Dabei gibt es viel Kontinuität zur Prä-Merkel-Ära. Olaf Scholz, als „Scholzomat“ ein Ex-Adlatus, schlüpft in die Rolle des „Basta“- und Brioni-Kanzlers Gerhard Schröder. Als Außenministerin tritt Annalena Baerbock Joschka Fischers Erbe an, laut Selbstverständnis „einem der letzten Rock'n Roller der deutschen Politik“: Lady Gaga in den Schuhen Mick Jaggers. Und Merkel-Rivale Friedrich Merz schickt sich an, im dritten Anlauf CDU–Chef zu werden.

Als Pointe der Geschichte zieht Merkel in der Polit-Pension ins Ex-Büro Margot Honeckers.

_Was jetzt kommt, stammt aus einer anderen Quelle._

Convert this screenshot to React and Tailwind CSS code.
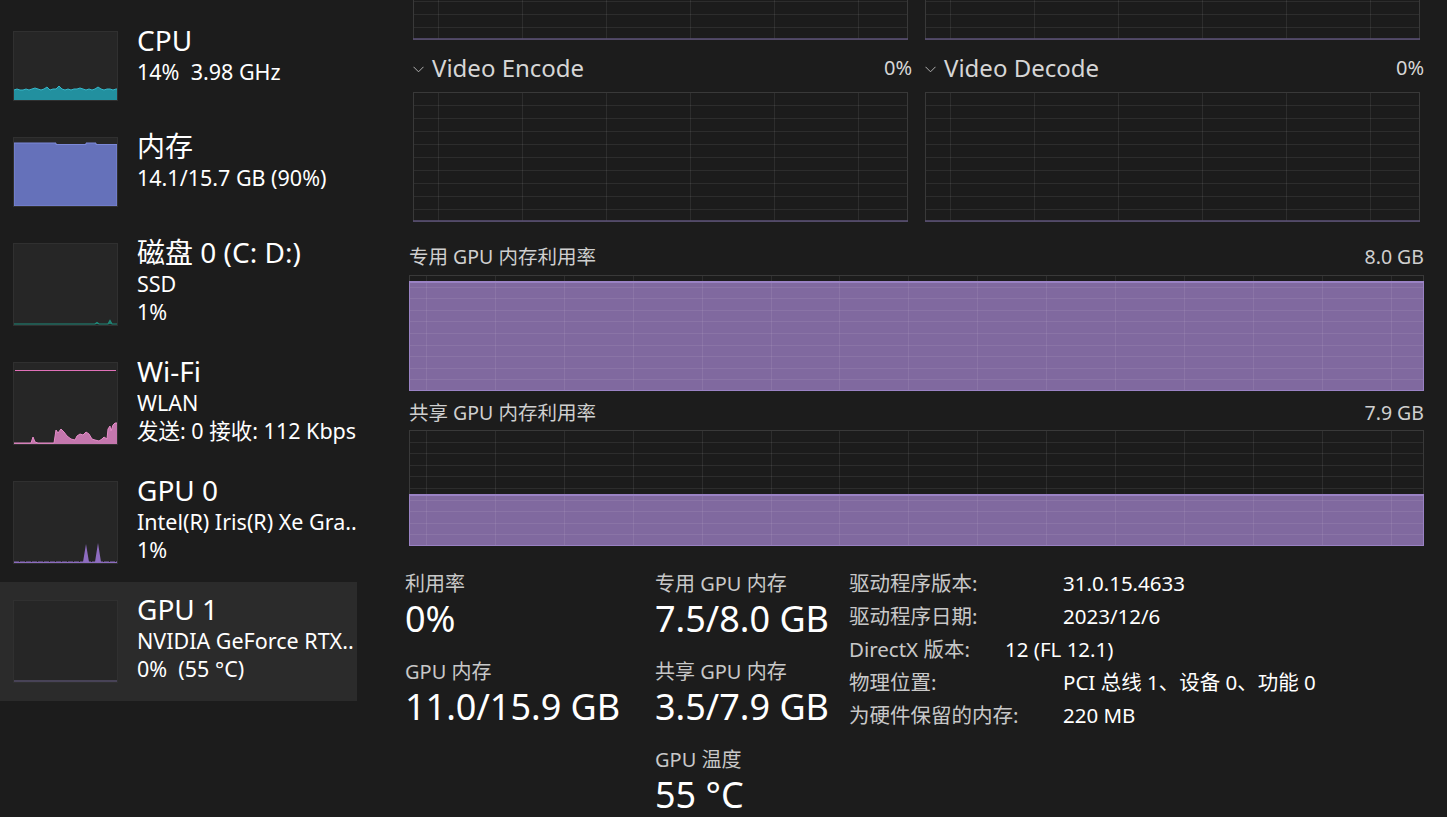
import React from 'react';

const cpuY = [58, 57, 58, 58, 57, 58, 57, 56, 57, 58, 57, 55, 58, 57, 57, 54, 57, 58, 57, 58, 57, 57, 56, 57, 58, 57, 58, 57, 55, 57, 58, 57, 57, 58, 57, 57];

const wifiPts = [
  [0, 80], [17, 80], [19, 74], [21, 79], [24, 80], [40, 80], [42, 67], [44, 70], [47, 66], [50, 69],
  [53, 73], [57, 76], [61, 77], [63, 73], [66, 71], [69, 72], [72, 69], [75, 71], [78, 76], [81, 77],
  [85, 78], [88, 76], [90, 74], [93, 76], [94, 66], [96, 63], [97, 68], [99, 62], [101, 60], [103, 60],
];

function areaPath(pts, bottom) {
  const top = pts.map(([x, y], i) => `${i ? 'L' : 'M'}${x} ${y}`).join(' ');
  return `${top} L${pts[pts.length - 1][0]} ${bottom} L${pts[0][0]} ${bottom} Z`;
}

function linePath(pts) {
  return pts.map(([x, y], i) => `${i ? 'L' : 'M'}${x} ${y}`).join(' ');
}

const cpuPts = cpuY.map((y, i) => [Math.min(i * 3, 103), y]);

function Thumb({ tall, children }) {
  return (
    <div className={`${tall ? 'h-[83px]' : 'h-[70px]'} w-[105px] shrink-0 border border-[#303030] bg-[#262626]`}>
      <svg className="block h-full w-full" viewBox={`0 0 103 ${tall ? 81 : 68}`} preserveAspectRatio="none">
        {children}
      </svg>
    </div>
  );
}

function NavRow({ title, lines, tall, selected, graph }) {
  return (
    <div className={`flex pl-[13px] ${tall ? 'h-[119px]' : 'h-[106px]'} ${selected ? 'bg-[#2b2b2b]' : ''}`}>
      <div className="mt-[18px]">
        <Thumb tall={tall}>{graph}</Thumb>
      </div>
      <div className="ml-[19px] min-w-0 flex-1 overflow-hidden pt-[9px] text-white">
        <div className="h-[36px] whitespace-nowrap text-[28px] leading-[36px]">{title}</div>
        {lines.map((l, i) => (
          <div key={i} className="h-[28px] whitespace-nowrap text-[21.5px] leading-[28px]">
            {l}
          </div>
        ))}
      </div>
    </div>
  );
}

function Graph({ w, h, step, offset, rows, fillTop, bottomLine }) {
  const vx = [];
  for (let x = offset; x < w - 1; x += step) vx.push(Math.round(x) + 0.5);
  const hy = [];
  for (let i = 1; i < rows; i++) hy.push(Math.round((i * h) / rows) + 0.5);
  return (
    <svg width={w} height={h} className="block shrink-0">
      {fillTop != null && <rect x="0" y={fillTop} width={w} height={h - fillTop} fill="#80699f" />}
      {vx.map((x) => (
        <line key={'v' + x} x1={x} x2={x} y1="0" y2={h} stroke="rgba(255,255,255,0.08)" />
      ))}
      {hy.map((y) => (
        <line key={'h' + y} x1="0" x2={w} y1={y} y2={y} stroke="rgba(255,255,255,0.08)" />
      ))}
      <rect x="0.5" y="0.5" width={w - 1} height={h - 1} fill="none" stroke="#393939" />
      {fillTop != null && (
        <>
          <rect x="0.5" y={fillTop + 0.5} width={w - 1} height={h - fillTop - 1} fill="none" stroke="#9a82c4" />
          <line x1="0" x2={w} y1={fillTop + 1} y2={fillTop + 1} stroke="#9a82c4" strokeWidth="2" />
        </>
      )}
      {bottomLine && <line x1="0" x2={w} y1={h - 1} y2={h - 1} stroke="#5d5279" strokeWidth="1.5" />}
    </svg>
  );
}

function Chevron() {
  return (
    <svg width="11" height="7" viewBox="0 0 11 7" className="mr-[8px] mt-[2px] shrink-0">
      <polyline points="0.5,0.8 5.5,5.8 10.5,0.8" fill="none" stroke="#b0b0b0" strokeWidth="1" />
    </svg>
  );
}

function EngineHeader({ name }) {
  return (
    <div className="flex h-[32px] w-[499px] items-center justify-between">
      <div className="flex items-center text-[24px] leading-[32px] text-[#d6d6d6]">
        <Chevron />
        {name}
      </div>
      <div className="text-[20px] leading-[32px] text-[#d6d6d6]">0%</div>
    </div>
  );
}

function Stat({ label, value, last }) {
  return (
    <div className={last ? '' : 'mb-[19px]'}>
      <div className="h-[26px] whitespace-nowrap text-[20px] leading-[26px] text-[#c8c8c8]">{label}</div>
      <div className="mt-[1px] h-[42px] whitespace-nowrap text-[36px] leading-[42px] text-white">{value}</div>
    </div>
  );
}

function Detail({ label, value, labelW }) {
  return (
    <div className="flex h-[33px] whitespace-nowrap text-[20.5px] leading-[33px]">
      <div className={`${labelW} shrink-0 text-[#c8c8c8]`}>{label}</div>
      <div className="text-white">{value}</div>
    </div>
  );
}

export default function App() {
  return (
    <div className="flex h-screen w-full overflow-hidden bg-[#1c1c1c] font-['Noto_Sans','Noto_Sans_CJK_SC',sans-serif]">
      {/* sidebar */}
      <div className="w-[357px] shrink-0 pt-[13px]">
        <NavRow
          title="CPU"
          lines={['14%\u00a0\u00a03.98 GHz']}
          graph={
            <>
              <path d={areaPath(cpuPts, 68)} fill="#22909f" />
              <path d={linePath(cpuPts)} fill="none" stroke="#35b7c9" strokeWidth="1" />
            </>
          }
        />
        <NavRow
          title="内存"
          lines={['14.1/15.7 GB (90%)']}
          graph={
            <path
              d="M0 5 L42 5 L42 6.5 L72 6.5 L72 5 L82 5 L82 6.5 L103 6.5 L103 68 L0 68 Z"
              fill="#6571ba"
              stroke="#7c89d8"
              strokeWidth="1"
            />
          }
        />
        <NavRow
          title="磁盘 0 (C: D:)"
          tall
          lines={['SSD', '1%']}
          graph={
            <path
              d="M0 80 L81 80 L83 78.5 L85 80 L94 80 L96 76.5 L98 80 L103 80"
              fill="#1c7a6c"
              stroke="#1f8a7a"
              strokeWidth="1.2"
            />
          }
        />
        <NavRow
          title="Wi-Fi"
          tall
          lines={['WLAN', '发送: 0 接收: 112 Kbps']}
          graph={
            <>
              <line x1="1" x2="102" y1="7.5" y2="7.5" stroke="#e070b8" strokeWidth="1.2" />
              <path d={areaPath(wifiPts, 81)} fill="#c477ad" />
              <path d={linePath(wifiPts)} fill="none" stroke="#e58bc8" strokeWidth="1" />
            </>
          }
        />
        <NavRow
          title="GPU 0"
          tall
          lines={['Intel(R) Iris(R) Xe Gra..', '1%']}
          graph={
            <>
              <path
                d="M0 80 L69 80 L72 62 L75 80 L81 80 L84 61 L87 80 L103 80 L103 81 L0 81 Z"
                fill="#8e6cc0"
              />
              <line x1="0" x2="103" y1="80" y2="80" stroke="#8a6cbb" strokeWidth="1.2" strokeDasharray="5 1" />
            </>
          }
        />
        <NavRow
          title="GPU 1"
          tall
          selected
          lines={['NVIDIA GeForce RTX..', '0%\u00a0\u00a0(55 °C)']}
          graph={<line x1="0" x2="103" y1="80" y2="80" stroke="#6b6088" strokeWidth="1.2" />}
        />
      </div>

      {/* main */}
      <div className="ml-[52px] flex w-[1015px] shrink-0 flex-col">
        <div className="flex gap-[17px] px-[4px]">
          <div className="flex h-[40px] flex-col justify-end overflow-hidden">
            <Graph w={495} h={130} step={84} offset={25} rows={10} bottomLine />
          </div>
          <div className="flex h-[40px] flex-col justify-end overflow-hidden">
            <Graph w={495} h={130} step={84} offset={25} rows={10} bottomLine />
          </div>
        </div>

        <div className="mt-[12px] flex gap-[13px] pl-[4px]">
          <EngineHeader name="Video Encode" />
          <EngineHeader name="Video Decode" />
        </div>

        <div className="mt-[8px] flex gap-[17px] px-[4px]">
          <Graph w={495} h={130} step={84} offset={25} rows={10} bottomLine />
          <Graph w={495} h={130} step={84} offset={25} rows={10} bottomLine />
        </div>

        <div className="mt-[23px] flex h-[24px] justify-between text-[19.5px] leading-[24px] text-[#cfcfcf]">
          <span>专用 GPU 内存利用率</span>
          <span>8.0 GB</span>
        </div>
        <div className="mt-[6px]">
          <Graph w={1015} h={116} step={68.9} offset={17} rows={10} fillTop={6} />
        </div>

        <div className="mt-[10px] flex h-[24px] justify-between text-[19.5px] leading-[24px] text-[#cfcfcf]">
          <span>共享 GPU 内存利用率</span>
          <span>7.9 GB</span>
        </div>
        <div className="mt-[5px]">
          <Graph w={1015} h={116} step={68.9} offset={17} rows={10} fillTop={64} />
        </div>

        <div className="-ml-[4px] mt-[20px] flex">
          <div className="w-[250px] shrink-0 pt-[5px]">
            <Stat label="利用率" value="0%" />
            <Stat label="GPU 内存" value="11.0/15.9 GB" />
          </div>
          <div className="w-[194px] shrink-0 pt-[5px]">
            <Stat label="专用 GPU 内存" value="7.5/8.0 GB" />
            <Stat label="共享 GPU 内存" value="3.5/7.9 GB" />
            <Stat label="GPU 温度" value="55 °C" last />
          </div>
          <div className="pt-[1px]">
            <Detail label="驱动程序版本:" value="31.0.15.4633" labelW="w-[214px]" />
            <Detail label="驱动程序日期:" value="2023/12/6" labelW="w-[214px]" />
            <Detail label="DirectX 版本:" value="12 (FL 12.1)" labelW="w-[156px]" />
            <Detail label="物理位置:" value="PCI 总线 1、设备 0、功能 0" labelW="w-[214px]" />
            <Detail label="为硬件保留的内存:" value="220 MB" labelW="w-[214px]" />
          </div>
        </div>
      </div>
    </div>
  );
}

Das von kommunistischer Patina durchzogene Arbeitszimmer der First Lady der DDR, als Volksbildungsministerin verhasst und wegen ihrer Haarfarbe als „Blaue Eminenz“ verhöhnt, wurde durchlüftet, desinfiziert und neu eingerichtet, wie das Inserat „Endlich zu Hause“ eines schwedischen Möbelhauses insinuiert. Im „Ostalgie“-Museum wurden indes das Porträt Erich „Honey“ Honeckers, die Ahnengalerie der Sowjet-Führer und die Karl-Marx-Gesamtausgabe entsorgt.